Soule a travaillé en suivant la méthode Marvel de Stan Lee, c'est-à-dire en rédigeant un plot transmis à McNiven qui ajouta, enleva ou modifia des éléments. Le script ensuite respectait la même voie : un traitement sommaire que McNiven avait toute liberté pour le mettre en images. Enfin, Soule signait les dialogues définitifs.

Le résultat est simplement époustouflant. Sans être daté, le récit se situe dans le futur. Matt Murdock est un vieil homme, dans la soixantaine (selon Soule), mais qui a perdu ses pouvoirs (en particulier son fameux sens radar). Il n'est plus avocat mais tient un refuge pour démunis qui sert la soupe populaire et offre quelques lits. On ignore ce que sont devenus ses proches, comme Foggy Nelson.

Par contre, le décor de New York suggère fortement qu'il s'est passé une catastrophe terrible. Plus loin dans l'épisode, alors que Matt tombe sur Steve Rogers, il est question de héros "désactivés". Frank Castle est également présent à la fin, mais dans un (très) sale état. Quant à Wilson Fisk... Non, je ne vais rien dire à son sujet, mais dès le début, on est informé de ce qu'il est devenu.

Tout est fait pour que Matt Murdock soit au centre. Murdock d'abord. Mais Daredevil est de retour dans cet épisode. L'explosion d'une bombe sale va réactiver les pouvoirs du diable de Hell's Kitchen et le précipiter dans une intrigue immédiatement accrocheuse, brutale, où l'âge du héros n'est pas esquivé. On voit néanmoins que Matt a gardé la forme, même si, comme il le dit, il regrettera les efforts physiques qu'il s'inflige.
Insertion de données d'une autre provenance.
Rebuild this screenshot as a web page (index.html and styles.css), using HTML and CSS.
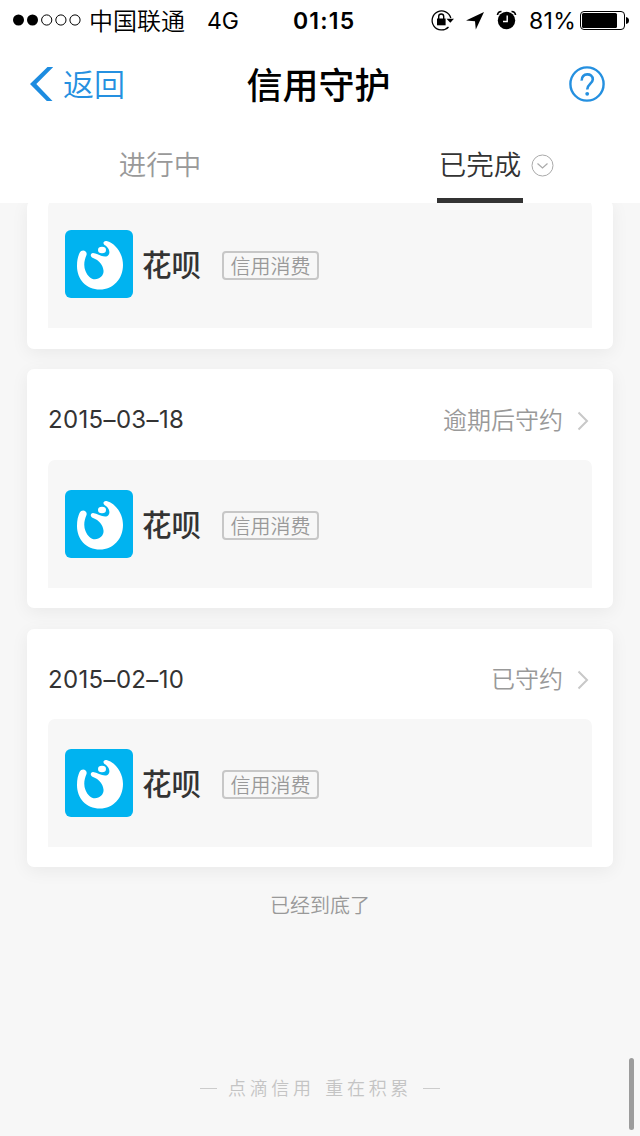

Même si je sais très bien que la prestation de Soule sur Daredevil il y a dix ans n'a pas plu à grand-monde, j'en reste un fervent supporter. Sans lui, Chip Zdarsky aurait dû trouver un tout autre départ à son propre run. Il y avait d'excellents idées, des faiblesses certes, mais aussi de vrais points forts. Je ne désespère pas que ces épisodes soient un jour réhabilités.

En attendant, il ne faudrait pas que leur réputation décourage les fans de Daredevil de lire Cold Day in Hell. Trois épisodes, ce n'est pas long (même si la pagination est plus conséquente qu'à l'accoutumée, notamment à cause des bonus), mais surtout ce début est intense, brillant, inattendu. On est happé par cette histoire et cette version du personnage.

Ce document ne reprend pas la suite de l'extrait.